Internationalizing the conflict serves a number of interests for Palestinians. First and foremost, Israeli settlements in the West Bank impede the establishment of a Palestinian state. The Israeli land grab not only weakens the PA but also prevents geographic continuity and destroys the fabric of Palestinian society. All attempts to force Israel to freeze settlement construction have failed. An international legal opinion or ruling could perhaps assist the Palestinians in that domain.

Acquiring international legal and political status is also a policy that unites Palestinians. Hamas was the first to welcome the news of Palestine joining the ICC. It also grants the Palestinians a sense of identity, even if symbolically, that the Palestinians are present as a “state”.

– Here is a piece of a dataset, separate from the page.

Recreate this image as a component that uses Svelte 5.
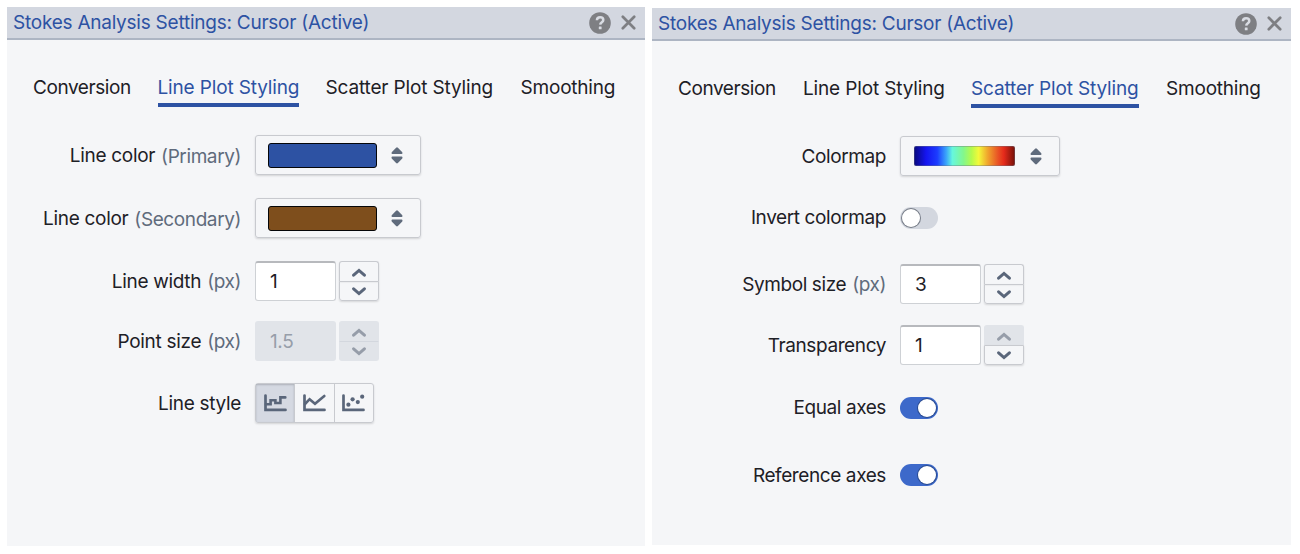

That said, and with no prejudice to the constructive aspects of the international approach, there are multiple factors that make it a high risk: The Hamas-Fatah divide, the inability to advance reconstruction efforts in the Gaza Strip six months after the end of the Gaza war due to disagreements, the financial crisis facing the PA following the punitive Israeli measure of withholding PA tax revenues, the absence of institutions and especially a parliament and an elected leadership, are factors that could sabotage the Palestinian hope of international political and/or legal pressure on Israel.

Israel Must Be a Partner to a Resolution of the Conflict

At the end of the day, the pressure the PA could put on Israel via the ICC or other international forum would be countered by Israeli measures against the PA and the people in the OPT. The first Israeli response to Palestine’s accession to the ICC was to withhold the tax revenues. As the party in practical control, further measures can be expected. Basically, all passports carried by Palestinians are issued, under the Oslo Accords, by Israel.

To conclude, internationalizing the conflict could somehow be an effective tool in managing the conflict, however, it would be an illusion to contemplate a conflict resolution in which Israel is not a partner.